Se hacían llamar Muñecas de Nueva York
La de New York Dolls es una de las grandes historias ejemplares del rock
Tengo la sensación de que, en los espacios dedicados al periodismo musical, cada vez se habla menos de música. Se tratan cuestiones sociológicas y políticas, se plantea la moralidad del reguetón o la autenticidad del indie. No siempre fue así.
Con la reciente muerte de Sylvain Sylvain, indispensable miembro de New York Dolls, he rememorado un encontronazo estético. En 1973, salió en España el primer álbum de New York Dolls, con una portada de escándalo: cinco músicos pintados como puertas, recién salidos de una tienda de ropa glam y pasados por la peluquería. Escribí una reseña vitriólica, denunciándoles como clones cutres de The Rolling Stones, para la revista Triunfo.
Problema: otro colaborador, el poeta Eduardo Haro Ibars, había entregado una crítica ditirámbica, celebrando que New York Dolls aportaran crudeza tabernaria a lo que él denominaba gay rock. En la redacción finalmente decidieron no publicar ninguno de los textos. Acertaron: ambos estábamos equivocados. Pronto supimos que los Dolls eran heterosexuales militantes, aunque —en el caso de varios miembros— sus inquietudes amorosas fueran anuladas por la imperiosa señorita heroína.
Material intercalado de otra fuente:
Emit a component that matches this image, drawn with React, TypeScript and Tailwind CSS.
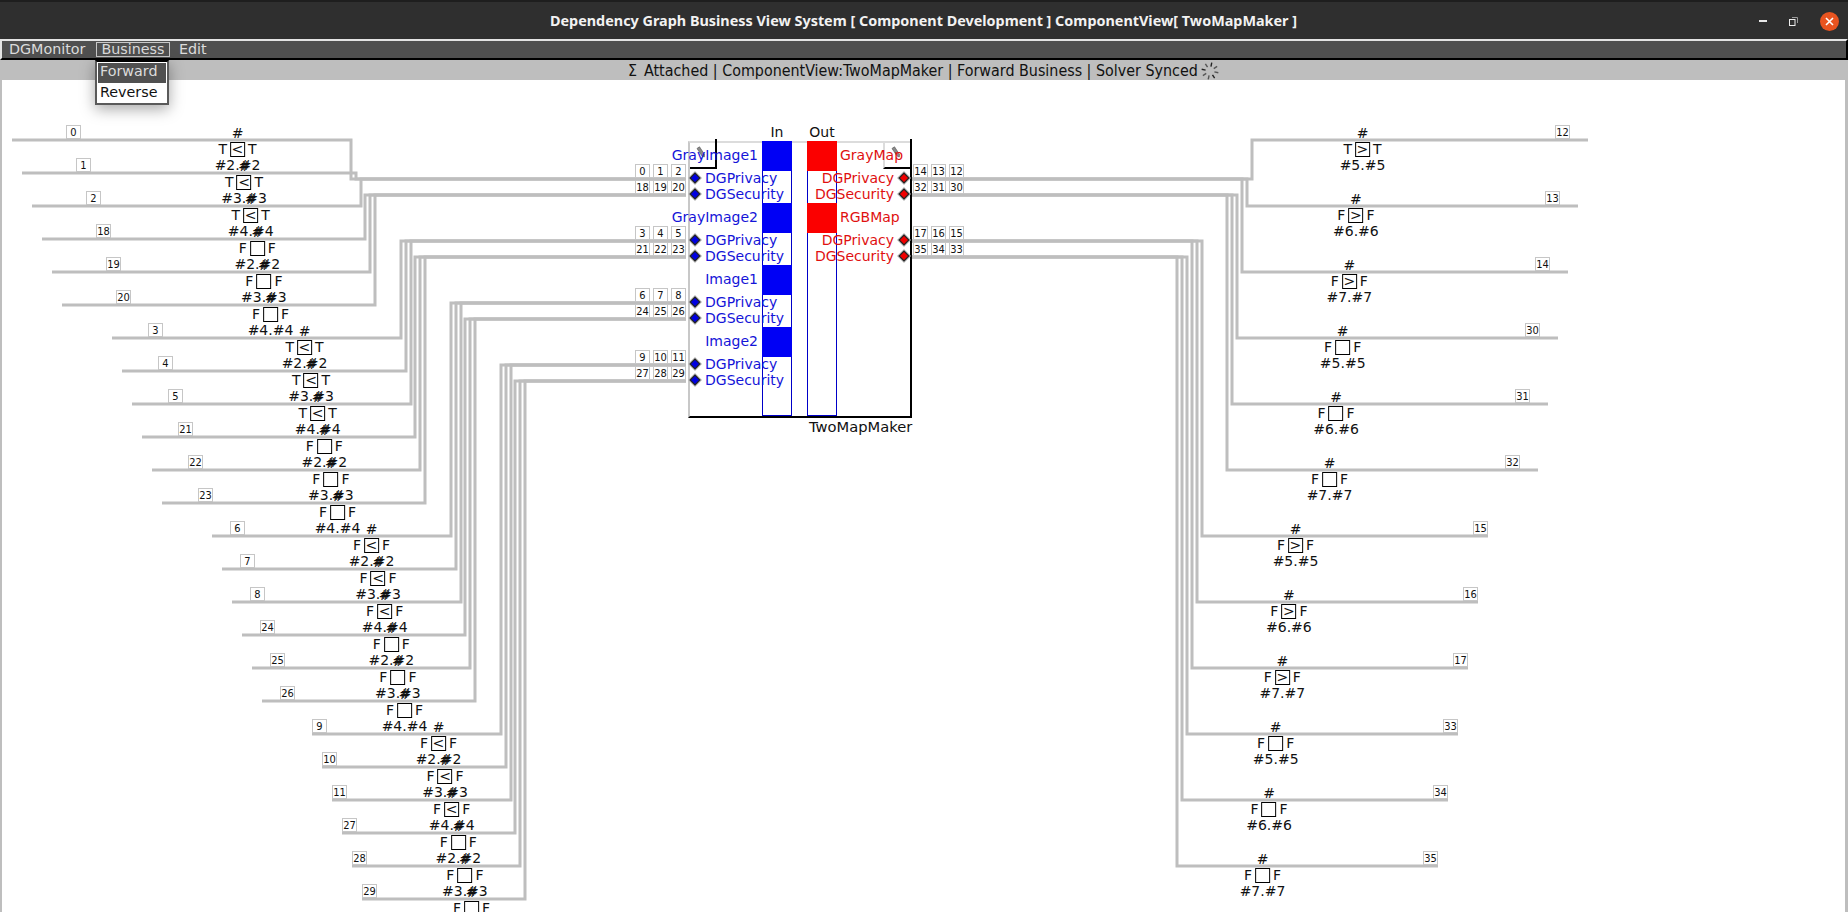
import type { ReactNode } from 'react';

const SANS = "font-['DejaVu_Sans',sans-serif]";
const COND = "font-['DejaVu_Sans_Condensed','DejaVu_Sans',sans-serif]";
const TOP = 80; // canvas starts below the status bar

const WIRE = '#bebebe';

// y of the two wires leaving each pin group
const PORT_Y = [
  [179, 195],
  [241, 257],
  [303, 319],
  [365, 381],
];

const LEFT_IDS = [0, 1, 2, 18, 19, 20, 3, 4, 5, 21, 22, 23, 6, 7, 8, 24, 25, 26, 9, 10, 11, 27, 28, 29];
const RIGHT_IDS = [12, 13, 14, 30, 31, 32, 15, 16, 17, 33, 34, 35];
const PORT_LEFT = [
  [[0, 1, 2], [18, 19, 20]],
  [[3, 4, 5], [21, 22, 23]],
  [[6, 7, 8], [24, 25, 26]],
  [[9, 10, 11], [27, 28, 29]],
];
const PORT_RIGHT = [
  [[14, 13, 12], [32, 31, 30]],
  [[17, 16, 15], [35, 34, 33]],
];

const leftRows = LEFT_IDS.map((id, i) => {
  const g = Math.floor(i / 6);
  const k = i % 6;
  return {
    id,
    y: 140 + 33 * i,
    start: 12 + 100 * g + 10 * k,
    vx: 351 + 50 * g + 5 * k - (k > 2 ? 1 : 0),
    portY: PORT_Y[g][k < 3 ? 0 : 1],
    labelX: 66 + 82 * g + 10 * k,
    boxX: 230 + 67 * g + 6.6 * k,
    val: g < 2 && k < 3 ? 'T' : 'F',
    op: k < 3 ? '<' : '',
    num: 2 + (k % 3),
  };
});

const rightRows = RIGHT_IDS.map((id, i) => {
  const g = Math.floor(i / 6);
  const k = i % 6;
  return {
    id,
    y: 140 + 66 * i,
    end: 1588 - 100 * g - 10 * k,
    vx: 1252 - 50 * g - 5 * k,
    portY: PORT_Y[g][k < 3 ? 0 : 1],
    labelX: 1555 - 82 * g - 10 * k,
    boxX: 1355 - 67 * g - 6.6 * k,
    val: i === 0 ? 'T' : 'F',
    op: k < 3 ? '>' : '',
    num: 5 + (k % 3),
  };
});

const NumBox = ({ n }: { n: number }) => (
  <span className={`flex h-[14px] w-[15px] shrink-0 items-center justify-center border-[1.5px] border-[#c6c6c6] bg-white text-[11px] leading-none text-[#111] ${COND}`}>
    {n}
  </span>
);

const RowLine = ({ children }: { children: ReactNode }) => (
  <div className="flex h-[16px] items-center justify-center gap-[3px] whitespace-nowrap">{children}</div>
);

// one relation on the canvas: the line's label, its "#", compare box and range
const RowNode = ({ boxX, y, val, op, num, id, labelX }: { boxX: number; y: number; val: string; op: string; num: number; id: number; labelX: number }) => (
  <>
    <div
      className={`absolute flex -translate-x-1/2 flex-col items-center text-[14px] leading-none text-[#111] ${SANS}`}
      style={{ left: boxX + 7.5, top: y - 15 - TOP }}
    >
      <RowLine>#</RowLine>
      <RowLine>
        {val}
        <span className="flex h-[15px] w-[15px] items-center justify-center border border-black bg-white">{op}</span>
        {val}
      </RowLine>
      <RowLine>{`#${num}.#${num}`}</RowLine>
    </div>
    <div className="absolute" style={{ left: labelX, top: y - 15 - TOP }}>
      <NumBox n={id} />
    </div>
  </>
);

const Diamond = ({ fill }: { fill: string }) => (
  <svg className="shrink-0" width="14" height="14" viewBox="0 0 14 14">
    <path d="M7 0 L14 7 L7 14 L0 7 Z" fill="#b8b8b8" />
    <path d="M7 1.3 L12.7 7 L7 12.7 L1.3 7 Z" fill="#222" />
    <path d="M7 3 L11 7 L7 11 L3 7 Z" fill={fill} />
  </svg>
);

const Pencil = ({ className }: { className: string }) => (
  <svg className={className} width="10" height="12" viewBox="0 0 10 12">
    <path d="M1 2.5 L3.5 0.8 L8.5 8.5 L8.3 11 L6 10 Z" fill="#8a8a8a" stroke="#5f5f5f" strokeWidth="0.7" />
  </svg>
);

const Spinner = () => (
  <svg className="ml-[2px]" width="20" height="20" viewBox="0 0 20 20">
    {[0, 45, 90, 135, 180, 225, 270, 315].map((a, i) => (
      <line
        key={a}
        x1="10"
        y1="1.5"
        x2="10"
        y2="5.5"
        stroke={i % 3 === 0 ? '#222' : '#555'}
        strokeWidth="1.4"
        transform={`rotate(${a + 12} 10 10)`}
      />
    ))}
  </svg>
);

const Wires = () => (
  <svg className="absolute left-0 top-0" width="1848" height="832" viewBox={`0 ${TOP} 1848 832`} fill="none" stroke={WIRE} strokeWidth="3">
    {leftRows.map((r) => (
      <path key={r.id} d={`M${r.start} ${r.y} H${r.vx} V${r.portY} H686`} />
    ))}
    {rightRows.map((r) => (
      <path key={r.id} d={`M912 ${r.portY} H${r.vx} V${r.y} H${r.end}`} />
    ))}
  </svg>
);

const PortGrid = ({ groups, className }: { groups: number[][][]; className: string }) => (
  <div className={`absolute flex flex-col gap-[32px] ${className}`}>
    {groups.map((group, g) => (
      <div key={g} className="flex flex-col gap-[2px]">
        {group.map((ids, s) => (
          <div key={s} className="flex gap-[3px]">
            {ids.map((n) => (
              <NumBox key={n} n={n} />
            ))}
          </div>
        ))}
      </div>
    ))}
  </div>
);

const PinGroup = ({ name, side }: { name: string; side: 'in' | 'out' }) =>
  side === 'in' ? (
    <div className="flex h-[62px] flex-col text-[#1414d8]">
      <div className="flex h-[14px] w-[70px] items-center justify-end whitespace-nowrap">{name}</div>
      <div className="mt-[9px] flex flex-col gap-[2px]">
        <div className="flex h-[14px] items-center gap-[3px]">
          <Diamond fill="#0000e0" />
          DGPrivacy
        </div>
        <div className="flex h-[14px] items-center gap-[3px]">
          <Diamond fill="#0000e0" />
          DGSecurity
        </div>
      </div>
    </div>
  ) : (
    <div className="flex h-[62px] flex-col text-[#e01010]">
      <div className="flex h-[14px] items-center whitespace-nowrap pl-[40px]">{name}</div>
      <div className="mt-[9px] flex flex-col gap-[2px]">
        <div className="flex h-[14px] items-center justify-end gap-[3px]">
          DGPrivacy
          <Diamond fill="#f00000" />
        </div>
        <div className="flex h-[14px] items-center justify-end gap-[3px]">
          DGSecurity
          <Diamond fill="#f00000" />
        </div>
      </div>
    </div>
  );

const BarColumn = ({ className, fill, count }: { className: string; fill: string; count: number }) => (
  <div className={`absolute top-[61px] flex h-[275px] w-[30px] flex-col gap-[32px] border border-[#0000c8] bg-white ${className}`}>
    {Array.from({ length: count }, (_, i) => (
      <div key={i} className={`-mx-[1px] h-[30px] shrink-0 ${i === 0 ? '-mt-[1px]' : ''} ${fill}`} />
    ))}
  </div>
);

const TwoMapMaker = () => (
  <>
    <div className="absolute left-[688px] top-[61px] h-[277px] w-[224px] border-2 border-b-black border-l-[#c8c8c8] border-r-black border-t-[#dcdcdc] bg-white" />
    <BarColumn className="left-[762px]" fill="bg-[#0000f5]" count={4} />
    <BarColumn className="left-[807px]" fill="bg-[#fb0000]" count={2} />

    {/* corner handles */}
    <div className="absolute left-[690px] top-[59px] h-[30px] w-[27px] border-b-2 border-r-2 border-black" />
    <div className="absolute left-[883px] top-[61px] h-[28px] w-[28px] border-b-2 border-l-2 border-b-black border-l-[#dcdcdc]" />
    <div className="absolute left-[910px] top-[59px] h-[4px] w-[2px] bg-black" />
    <Pencil className="absolute left-[696px] top-[66px]" />
    <Pencil className="absolute left-[891px] top-[66px]" />

    <div className={`absolute left-[762px] top-[45px] flex w-[75px] justify-between text-[14px] leading-[14px] text-[#111] ${SANS}`}>
      <span className="w-[30px] text-center">In</span>
      <span className="w-[30px] whitespace-nowrap text-center">Out</span>
    </div>
    <div className={`absolute left-[809px] top-[340px] text-[14.7px] leading-[14px] text-[#111] ${SANS}`}>TwoMapMaker</div>

    <div className={`absolute left-[688px] top-[68px] flex flex-col text-[14px] leading-none ${SANS}`}>
      {['GrayImage1', 'GrayImage2', 'Image1', 'Image2'].map((name) => (
        <PinGroup key={name} name={name} side="in" />
      ))}
    </div>
    <div className={`absolute left-[800px] top-[68px] flex w-[111px] flex-col text-[14px] leading-none ${SANS}`}>
      {['GrayMap', 'RGBMap'].map((name) => (
        <PinGroup key={name} name={name} side="out" />
      ))}
    </div>

    <PortGrid groups={PORT_LEFT} className="left-[635px] top-[84px]" />
    <PortGrid groups={PORT_RIGHT} className="left-[913px] top-[84px]" />
  </>
);

export default function App() {
  return (
    <div className={`relative flex h-[912px] w-[1848px] flex-col overflow-hidden bg-[#bebebe] ${SANS}`}>
      {/* window title bar */}
      <div className="flex h-[39px] shrink-0 items-center border-t-2 border-[#1e1e1e] bg-[#2f2f2f] pt-[1px]">
        <div className="flex-1 pl-[8px] text-center font-['Noto_Sans',sans-serif] text-[14.4px] font-bold text-[#f2f2f2]">
          Dependency Graph Business View System [ Component Development ] ComponentView[ TwoMapMaker ]
        </div>
        <div className="flex w-0 items-center justify-end gap-[22px] pr-[9px]">
          <div className="h-[2px] w-[8px] shrink-0 bg-[#e8e8e8]" />
          <svg className="shrink-0" width="9" height="9" viewBox="0 0 9 9" fill="none">
            <path d="M3 0.5 H8.5 V6" stroke="#9a9a9a" />
            <rect x="0.5" y="2.5" width="5.5" height="6" stroke="#eee" />
          </svg>
          <div className="flex h-[19px] w-[19px] shrink-0 items-center justify-center rounded-full bg-[#e95420]">
            <svg width="9" height="9" viewBox="0 0 9 9" stroke="#fff" strokeWidth="1.6">
              <path d="M1 1 L8 8 M8 1 L1 8" />
            </svg>
          </div>
        </div>
      </div>

      {/* menu bar */}
      <div className="flex h-[21px] shrink-0 items-center gap-[1px] border-y-2 border-l-2 border-r-2 border-b-black border-l-[#e4e4e4] border-r-black border-t-[#e4e4e4] bg-[#505050] pl-[7px] text-[14.3px] leading-none text-[#dcdcdc]">
        <span className="w-[86px]">DGMonitor</span>
        <span className="flex h-[15px] w-[74px] items-center justify-center border border-[#c8c8c8]">Business</span>
        <span className="ml-[8px]">Edit</span>
      </div>

      {/* status bar */}
      <div className={`flex h-[20px] shrink-0 items-center bg-[#bebebe] pl-[628px] pt-[1px] text-[15.9px] leading-none text-[#111] ${COND}`}>
        <span className="w-[16px]">Σ</span>
        <span>Attached | ComponentView:TwoMapMaker | Forward Business | Solver Synced</span>
        <Spinner />
      </div>

      {/* canvas */}
      <div className="relative flex-1 overflow-hidden border-l-2 border-r-[3px] border-[#bebebe] bg-white">
        <div className="absolute left-[-2px] top-0 h-[832px] w-[1848px]">
          <Wires />
          {leftRows.map((r) => (
            <RowNode key={r.id} {...r} />
          ))}
          {rightRows.map((r) => (
            <RowNode key={r.id} {...r} />
          ))}
          <TwoMapMaker />
        </div>
      </div>

      {/* open Business menu */}
      <div className={`absolute left-[95px] top-[60px] z-10 w-[74px] border-2 border-[#5a5a5a] border-t-black bg-white p-[1px] text-[14.3px] leading-none shadow-[0_4px_14px_rgba(0,0,0,0.35)] ${SANS}`}>
        <div className="flex h-[20px] items-center bg-[#505050] pb-[3px] pl-[2px] text-[#dcdcdc]">Forward</div>
        <div className="flex h-[19px] items-center bg-white pl-[2px] text-[#111]">Reverse</div>
      </div>
    </div>
  );
}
Respecto a The Rolling Stones, la comparación fue alentada por los propios críticos neoyorquinos que constituían su principal fan club. “Los Dolls son los Stones con colmillos juveniles”, afirmaba su gran valedor, Paul Nelson.
Los británicos eran un punto de referencia, cierto. Pero los Dolls no sonaban como los Stones, ya en su etapa de ritmos aletargados. Sonaban como una banda dura con una insólita querencia por los grupos vocales de los primeros sesenta. Anticipaban el sonido del punk rock londinense, como luego confesarían algunos de los conversos. Ah, conviene celebrar la aportación del productor, Todd Rundgren, vilificado en 1973 por supuestamente reblandecer a David Johansen y compañía. No, puso orden en lo que era un caos con mucha, mucha actitud. Rundgren no aspiraba a Miss Simpatía: tendía a comportarse como un funcionario en sus labores de producción, pero cumplió con la misión encomendada. Bien entrado el siglo XXI, Johansen y Sylvain le rescataron para dirigir uno de sus (excelentes) discos de reaparición.
La de New York Dolls es una de las grandes historias ejemplares del rock, resumida amargamente por el título del siguiente LP, Too Much Too Soon. Demasiado y demasiado pronto: funcionaban como petulantes rock stars cuando no pasaban de aspirantes. Grababan para Mercury, discográfica basada en Chicago, que no entendía nada y que se cansó de pagar sus facturas. El cierre de su primera etapa, en 1975, supera la imaginación de cualquier guionista: Malcolm McLaren, futuro diseñador de Sex Pistols, les convenció para vestirse de rojo y actuar bajo la bandera de la hoz y el martillo. Tal era su idea de la provocación: convertir a una banda de espabilados chavales de barrio —liderada, eso sí, por un educado cantante de clase media— en rockeros comunistas. Nadie pilló el chiste.
Final indigno, aunque no importa. Una vez etiquetados como “leyenda”, nadie recuerda los patinazos. Este es un mundillo excepcionalmente benévolo con los perdedores.